Of course now he wants to erect I don't know what kind of monument. He is good at organising, no doubt. Just like Paul was (they do seem animated by the same energy). And a bulding means, of course, more money. Obviously he likes money.
He gave his full measure in the final lie about the power of decision that his beloved world leaders should have.
It is very absurd to me. This old guy is now nothing. He means nothing. He has no saying in Sahaja Yoga (he never should have had). The Sahaja Yogis should take care of him as a courtesy for Mother (even if he acted so devilishly), but no more.
We shouldn't be very concerned, because he can do nothing but Mother's will. He will destroy the organisation that is called by the name of Sahaja Yoga. And this is a good thing, because that organisation is nothing Sahaj. And we do not want a new dead religion.
We have a world to redeem. There are so many people that have to receive Realisation.

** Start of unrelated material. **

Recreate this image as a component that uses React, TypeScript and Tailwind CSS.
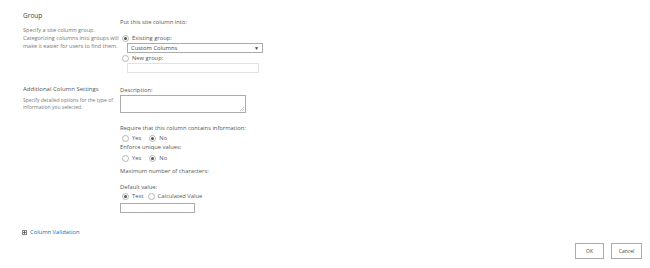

All of these problems should never have existed. It is quite easy, actually: get your connection. Meditate. Establish the vibrations. Establish Nirvichara. Find out (only in vibrations and meditation, the rest is just a pitiful attempt to convince your own ego of something that goes against its limited laws) about Shri Mataji and Her message. Act accordingly to your meditation state, not to what your mind says. Just BE and let the Paramchaitanya guide you. All things Sahaj start when thoughts end. That simple. No need for leaders, no need for Councils, no need for an old man being like a cork in the Sahasrara (sorry for the last cruel image, but I dare anyone to think about this CP and feel cool vibrations at the same time).